WHAT YOU NEED TO DO —
Extract every line below that contains the word "screenshot".

# START OF DATA SECTION

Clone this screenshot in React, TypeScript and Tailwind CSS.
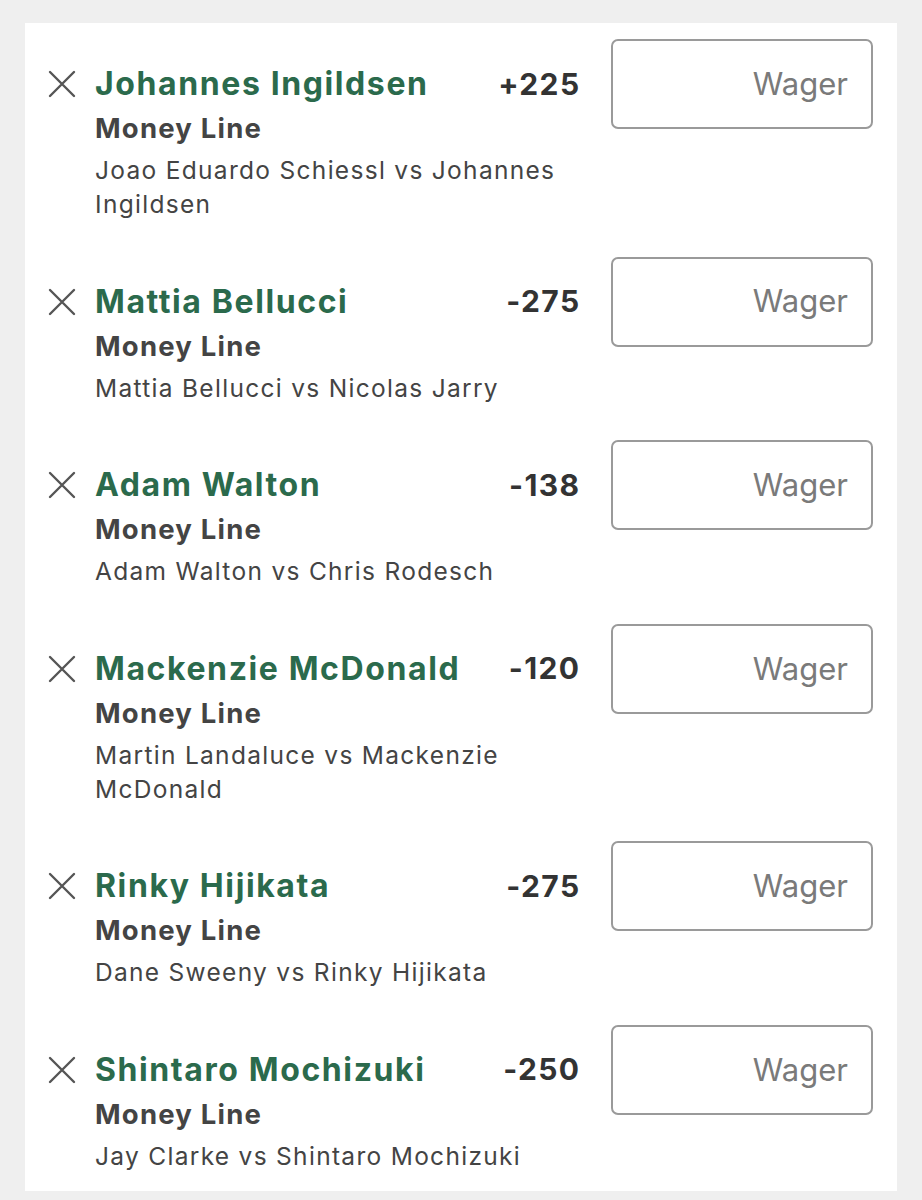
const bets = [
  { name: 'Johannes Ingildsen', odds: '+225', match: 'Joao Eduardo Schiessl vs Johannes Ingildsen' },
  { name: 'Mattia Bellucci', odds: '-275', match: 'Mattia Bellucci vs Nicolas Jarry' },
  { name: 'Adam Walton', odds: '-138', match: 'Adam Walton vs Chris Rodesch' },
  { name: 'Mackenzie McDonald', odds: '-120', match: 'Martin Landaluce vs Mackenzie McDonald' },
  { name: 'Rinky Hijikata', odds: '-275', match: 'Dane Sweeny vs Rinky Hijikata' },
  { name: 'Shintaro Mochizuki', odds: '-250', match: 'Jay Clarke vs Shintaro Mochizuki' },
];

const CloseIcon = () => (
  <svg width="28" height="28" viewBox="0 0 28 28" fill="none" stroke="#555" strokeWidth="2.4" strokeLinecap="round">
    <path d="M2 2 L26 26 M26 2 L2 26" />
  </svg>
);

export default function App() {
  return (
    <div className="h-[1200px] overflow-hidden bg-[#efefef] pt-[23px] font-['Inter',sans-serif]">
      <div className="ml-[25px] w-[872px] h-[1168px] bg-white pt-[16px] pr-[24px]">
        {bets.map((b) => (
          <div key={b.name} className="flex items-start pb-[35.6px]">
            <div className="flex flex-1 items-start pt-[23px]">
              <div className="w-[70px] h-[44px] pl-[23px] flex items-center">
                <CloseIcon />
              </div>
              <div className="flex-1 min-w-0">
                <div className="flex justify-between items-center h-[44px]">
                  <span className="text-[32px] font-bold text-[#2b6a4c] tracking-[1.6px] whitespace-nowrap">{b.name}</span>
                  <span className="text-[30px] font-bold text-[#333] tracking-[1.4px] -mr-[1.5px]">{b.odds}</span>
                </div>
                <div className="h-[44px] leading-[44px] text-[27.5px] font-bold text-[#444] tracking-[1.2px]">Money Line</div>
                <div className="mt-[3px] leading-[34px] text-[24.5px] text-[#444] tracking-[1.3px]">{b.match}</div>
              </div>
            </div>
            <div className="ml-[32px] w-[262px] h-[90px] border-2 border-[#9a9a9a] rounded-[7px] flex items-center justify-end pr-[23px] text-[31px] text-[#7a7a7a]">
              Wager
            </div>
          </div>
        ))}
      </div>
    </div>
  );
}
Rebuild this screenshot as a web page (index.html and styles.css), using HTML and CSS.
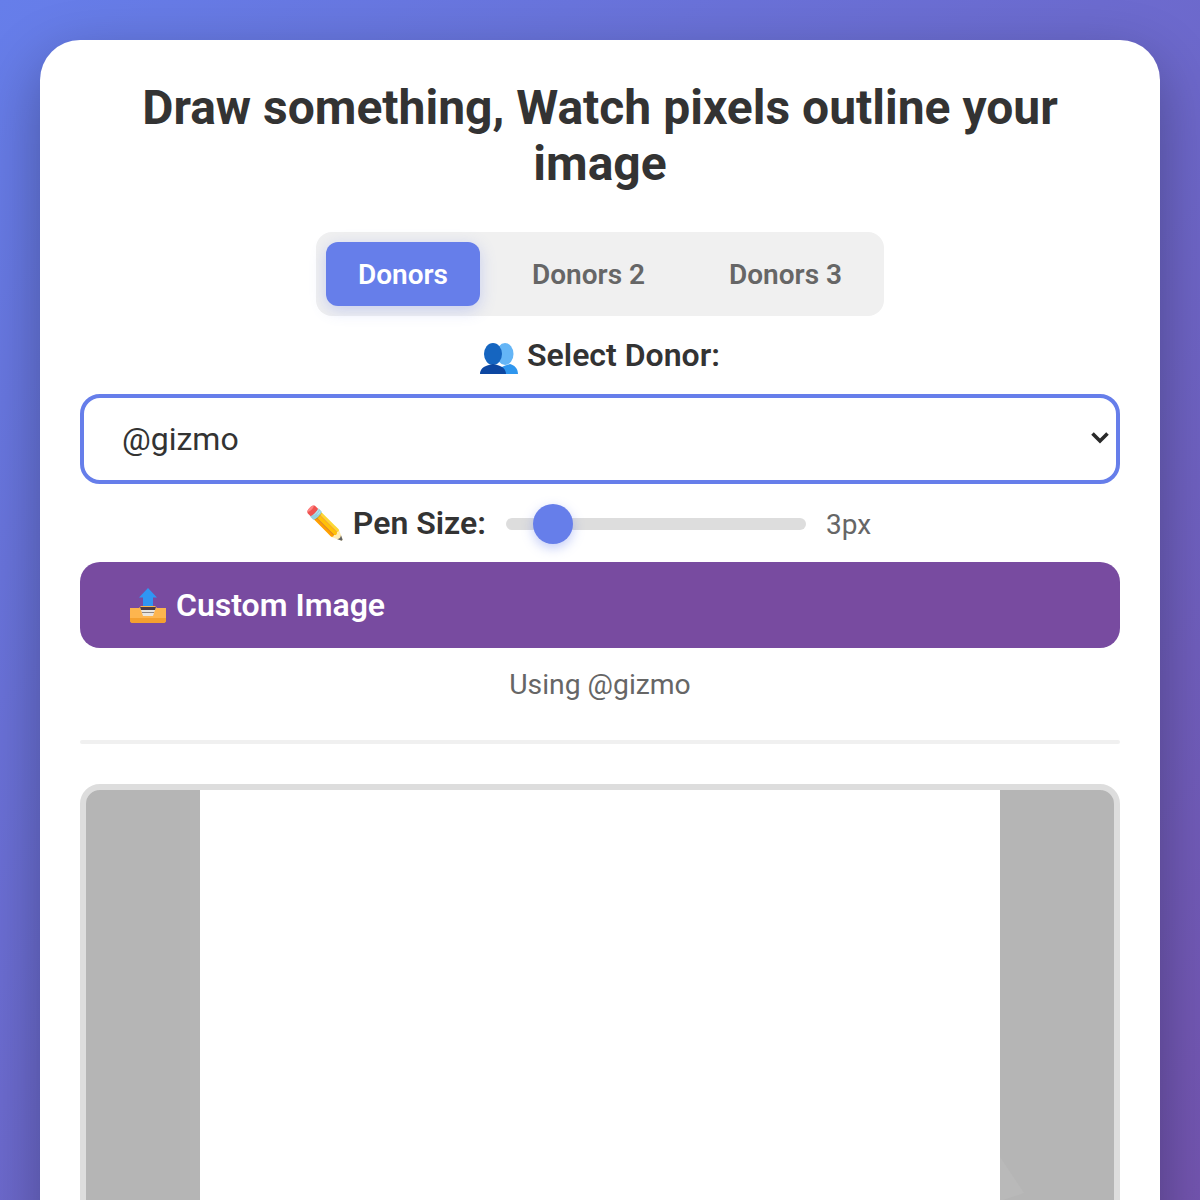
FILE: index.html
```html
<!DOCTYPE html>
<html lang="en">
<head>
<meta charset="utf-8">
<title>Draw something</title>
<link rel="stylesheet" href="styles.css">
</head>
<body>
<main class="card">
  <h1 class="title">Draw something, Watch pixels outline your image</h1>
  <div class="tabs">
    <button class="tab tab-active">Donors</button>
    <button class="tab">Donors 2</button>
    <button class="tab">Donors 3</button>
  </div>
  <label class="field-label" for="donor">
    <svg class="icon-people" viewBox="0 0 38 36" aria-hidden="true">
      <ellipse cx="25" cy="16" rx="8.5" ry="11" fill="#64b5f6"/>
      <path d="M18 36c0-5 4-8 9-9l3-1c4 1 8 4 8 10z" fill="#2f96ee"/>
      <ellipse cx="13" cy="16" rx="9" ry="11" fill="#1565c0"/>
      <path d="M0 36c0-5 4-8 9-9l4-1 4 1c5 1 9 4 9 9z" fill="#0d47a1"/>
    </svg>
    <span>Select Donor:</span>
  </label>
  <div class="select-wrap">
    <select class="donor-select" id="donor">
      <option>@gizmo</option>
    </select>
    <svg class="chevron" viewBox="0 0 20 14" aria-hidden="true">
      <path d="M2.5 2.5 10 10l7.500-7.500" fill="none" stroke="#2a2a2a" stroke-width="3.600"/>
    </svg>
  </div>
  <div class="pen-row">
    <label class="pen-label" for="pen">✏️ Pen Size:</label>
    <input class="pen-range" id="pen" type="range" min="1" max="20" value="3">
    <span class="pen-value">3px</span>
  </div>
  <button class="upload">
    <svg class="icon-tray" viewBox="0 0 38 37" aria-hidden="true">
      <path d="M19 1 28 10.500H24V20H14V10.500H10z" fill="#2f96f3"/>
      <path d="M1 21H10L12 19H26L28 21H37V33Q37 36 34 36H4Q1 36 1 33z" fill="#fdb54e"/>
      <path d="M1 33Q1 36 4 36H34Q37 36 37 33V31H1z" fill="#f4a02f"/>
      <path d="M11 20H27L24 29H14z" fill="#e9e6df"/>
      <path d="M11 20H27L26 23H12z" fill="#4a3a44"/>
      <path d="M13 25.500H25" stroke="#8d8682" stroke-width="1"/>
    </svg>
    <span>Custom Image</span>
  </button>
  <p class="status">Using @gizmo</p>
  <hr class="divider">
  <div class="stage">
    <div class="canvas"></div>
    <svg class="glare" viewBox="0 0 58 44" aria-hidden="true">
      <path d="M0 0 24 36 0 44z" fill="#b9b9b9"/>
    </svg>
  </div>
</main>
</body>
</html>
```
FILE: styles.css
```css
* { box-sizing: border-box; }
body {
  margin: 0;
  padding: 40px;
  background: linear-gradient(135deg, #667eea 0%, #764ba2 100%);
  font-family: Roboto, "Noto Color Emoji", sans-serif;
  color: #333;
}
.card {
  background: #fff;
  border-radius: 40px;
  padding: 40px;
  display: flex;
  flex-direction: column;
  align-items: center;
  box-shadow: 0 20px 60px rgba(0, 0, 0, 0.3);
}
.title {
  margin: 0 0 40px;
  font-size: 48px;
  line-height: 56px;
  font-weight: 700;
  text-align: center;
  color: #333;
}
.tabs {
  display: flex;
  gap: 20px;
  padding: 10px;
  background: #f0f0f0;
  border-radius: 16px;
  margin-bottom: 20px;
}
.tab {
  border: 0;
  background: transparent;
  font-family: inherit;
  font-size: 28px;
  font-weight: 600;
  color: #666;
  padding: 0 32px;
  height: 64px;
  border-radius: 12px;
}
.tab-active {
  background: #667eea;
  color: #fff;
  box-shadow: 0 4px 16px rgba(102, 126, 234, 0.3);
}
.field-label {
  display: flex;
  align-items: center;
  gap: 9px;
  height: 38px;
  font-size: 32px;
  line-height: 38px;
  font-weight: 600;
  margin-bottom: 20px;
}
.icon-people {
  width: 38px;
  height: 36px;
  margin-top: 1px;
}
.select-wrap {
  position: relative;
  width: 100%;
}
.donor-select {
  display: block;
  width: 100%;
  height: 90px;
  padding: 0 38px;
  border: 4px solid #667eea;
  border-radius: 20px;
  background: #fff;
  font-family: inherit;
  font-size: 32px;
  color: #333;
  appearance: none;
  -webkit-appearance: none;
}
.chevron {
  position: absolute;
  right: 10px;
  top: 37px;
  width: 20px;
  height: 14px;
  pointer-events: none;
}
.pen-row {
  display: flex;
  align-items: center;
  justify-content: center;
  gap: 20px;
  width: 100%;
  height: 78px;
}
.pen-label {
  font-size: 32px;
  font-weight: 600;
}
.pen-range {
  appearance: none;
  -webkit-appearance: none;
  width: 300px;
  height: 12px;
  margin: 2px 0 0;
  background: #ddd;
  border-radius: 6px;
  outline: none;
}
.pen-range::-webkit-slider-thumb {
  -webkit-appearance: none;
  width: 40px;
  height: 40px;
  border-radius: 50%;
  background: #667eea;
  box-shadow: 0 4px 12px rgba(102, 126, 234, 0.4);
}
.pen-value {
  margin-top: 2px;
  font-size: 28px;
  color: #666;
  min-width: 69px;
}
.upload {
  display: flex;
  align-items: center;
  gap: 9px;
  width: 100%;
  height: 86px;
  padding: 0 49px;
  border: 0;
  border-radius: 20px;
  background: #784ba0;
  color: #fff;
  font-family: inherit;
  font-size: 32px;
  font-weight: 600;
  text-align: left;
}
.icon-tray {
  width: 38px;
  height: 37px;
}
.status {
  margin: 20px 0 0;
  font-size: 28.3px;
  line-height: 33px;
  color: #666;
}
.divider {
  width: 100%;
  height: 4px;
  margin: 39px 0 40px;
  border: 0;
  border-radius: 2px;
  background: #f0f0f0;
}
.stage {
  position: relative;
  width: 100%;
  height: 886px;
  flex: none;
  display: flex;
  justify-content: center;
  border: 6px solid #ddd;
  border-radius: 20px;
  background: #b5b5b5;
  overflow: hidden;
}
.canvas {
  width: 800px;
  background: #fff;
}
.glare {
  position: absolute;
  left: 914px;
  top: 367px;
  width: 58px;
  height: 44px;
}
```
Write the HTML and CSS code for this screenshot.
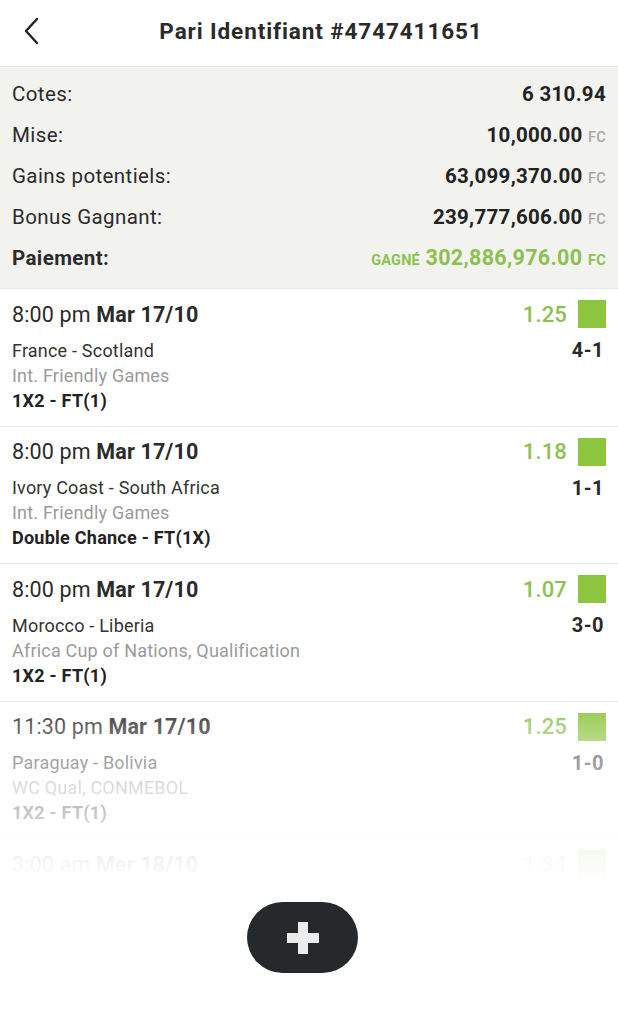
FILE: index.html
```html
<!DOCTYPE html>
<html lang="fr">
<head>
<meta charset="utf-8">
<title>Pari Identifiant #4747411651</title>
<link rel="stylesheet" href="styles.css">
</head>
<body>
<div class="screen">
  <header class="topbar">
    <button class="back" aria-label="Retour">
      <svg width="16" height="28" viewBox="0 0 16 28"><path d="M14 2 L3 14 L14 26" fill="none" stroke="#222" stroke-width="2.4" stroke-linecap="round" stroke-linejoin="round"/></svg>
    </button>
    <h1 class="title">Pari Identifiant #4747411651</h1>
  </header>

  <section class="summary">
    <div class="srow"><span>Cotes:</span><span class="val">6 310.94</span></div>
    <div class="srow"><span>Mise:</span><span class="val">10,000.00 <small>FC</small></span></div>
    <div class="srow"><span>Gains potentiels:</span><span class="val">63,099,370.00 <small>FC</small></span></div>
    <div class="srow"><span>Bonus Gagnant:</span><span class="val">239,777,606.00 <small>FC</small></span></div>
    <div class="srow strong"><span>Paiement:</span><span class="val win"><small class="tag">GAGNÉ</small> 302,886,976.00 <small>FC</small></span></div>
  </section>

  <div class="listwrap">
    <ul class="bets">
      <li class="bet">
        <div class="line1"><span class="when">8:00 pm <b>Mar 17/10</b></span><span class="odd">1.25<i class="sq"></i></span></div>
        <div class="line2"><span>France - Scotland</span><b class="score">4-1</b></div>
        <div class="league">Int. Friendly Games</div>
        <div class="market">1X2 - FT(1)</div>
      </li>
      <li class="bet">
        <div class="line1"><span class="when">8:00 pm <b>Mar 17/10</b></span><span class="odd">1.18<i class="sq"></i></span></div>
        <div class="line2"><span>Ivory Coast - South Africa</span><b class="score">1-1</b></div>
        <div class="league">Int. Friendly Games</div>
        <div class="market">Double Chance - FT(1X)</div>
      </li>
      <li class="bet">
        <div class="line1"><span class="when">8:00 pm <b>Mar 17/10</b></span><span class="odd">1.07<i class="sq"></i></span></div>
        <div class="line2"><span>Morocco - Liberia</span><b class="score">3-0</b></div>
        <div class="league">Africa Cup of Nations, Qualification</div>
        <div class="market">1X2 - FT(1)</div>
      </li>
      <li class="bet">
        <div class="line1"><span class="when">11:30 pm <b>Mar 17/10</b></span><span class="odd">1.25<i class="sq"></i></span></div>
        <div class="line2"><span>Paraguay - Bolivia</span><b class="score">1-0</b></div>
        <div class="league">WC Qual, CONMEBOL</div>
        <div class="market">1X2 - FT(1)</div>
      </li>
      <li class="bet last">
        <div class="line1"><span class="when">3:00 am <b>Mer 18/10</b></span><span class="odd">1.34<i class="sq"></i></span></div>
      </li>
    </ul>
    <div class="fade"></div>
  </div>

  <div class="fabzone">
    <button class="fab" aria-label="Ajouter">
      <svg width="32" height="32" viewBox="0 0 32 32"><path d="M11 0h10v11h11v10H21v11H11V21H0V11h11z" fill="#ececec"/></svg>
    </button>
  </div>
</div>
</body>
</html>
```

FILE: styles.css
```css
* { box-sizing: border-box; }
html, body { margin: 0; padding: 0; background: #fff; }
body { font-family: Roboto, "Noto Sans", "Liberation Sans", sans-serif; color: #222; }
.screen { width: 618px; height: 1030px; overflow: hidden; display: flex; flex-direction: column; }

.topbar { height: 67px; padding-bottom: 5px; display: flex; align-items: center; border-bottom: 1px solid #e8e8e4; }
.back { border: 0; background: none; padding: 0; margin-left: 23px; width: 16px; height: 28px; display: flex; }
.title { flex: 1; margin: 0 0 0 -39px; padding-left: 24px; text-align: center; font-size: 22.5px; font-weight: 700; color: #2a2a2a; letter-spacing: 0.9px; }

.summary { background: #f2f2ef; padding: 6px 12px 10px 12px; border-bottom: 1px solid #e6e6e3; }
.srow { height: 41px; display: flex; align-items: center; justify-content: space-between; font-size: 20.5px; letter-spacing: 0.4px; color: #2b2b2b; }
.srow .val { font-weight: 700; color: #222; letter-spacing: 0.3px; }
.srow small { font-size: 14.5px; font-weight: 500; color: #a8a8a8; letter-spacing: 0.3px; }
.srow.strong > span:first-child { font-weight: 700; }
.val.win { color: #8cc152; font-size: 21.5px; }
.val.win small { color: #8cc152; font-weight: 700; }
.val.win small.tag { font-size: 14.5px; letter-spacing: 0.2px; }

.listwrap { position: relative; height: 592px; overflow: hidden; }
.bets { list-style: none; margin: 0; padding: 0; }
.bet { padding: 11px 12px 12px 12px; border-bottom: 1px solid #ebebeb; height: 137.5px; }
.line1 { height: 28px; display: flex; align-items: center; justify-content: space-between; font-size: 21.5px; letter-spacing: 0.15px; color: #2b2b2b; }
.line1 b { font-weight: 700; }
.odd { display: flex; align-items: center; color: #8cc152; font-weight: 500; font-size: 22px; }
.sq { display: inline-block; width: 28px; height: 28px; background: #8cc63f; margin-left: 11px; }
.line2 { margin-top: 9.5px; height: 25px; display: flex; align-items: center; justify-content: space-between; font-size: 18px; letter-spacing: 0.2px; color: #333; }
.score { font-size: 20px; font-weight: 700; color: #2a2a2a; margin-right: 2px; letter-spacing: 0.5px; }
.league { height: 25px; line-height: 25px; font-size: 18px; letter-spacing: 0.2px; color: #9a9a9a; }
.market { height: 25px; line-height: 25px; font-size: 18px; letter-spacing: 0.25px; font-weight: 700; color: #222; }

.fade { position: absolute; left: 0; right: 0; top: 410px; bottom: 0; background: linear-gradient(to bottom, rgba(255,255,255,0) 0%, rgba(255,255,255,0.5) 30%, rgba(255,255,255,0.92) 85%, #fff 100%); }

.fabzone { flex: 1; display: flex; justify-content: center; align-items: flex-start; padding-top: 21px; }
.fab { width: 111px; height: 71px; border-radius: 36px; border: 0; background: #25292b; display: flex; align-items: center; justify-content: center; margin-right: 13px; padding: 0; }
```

# END OF DATA SECTION

EXERCISE SOLUTION —
Clone this screenshot in React, TypeScript and Tailwind CSS.
Rebuild this screenshot as a web page (index.html and styles.css), using HTML and CSS.
Write the HTML and CSS code for this screenshot.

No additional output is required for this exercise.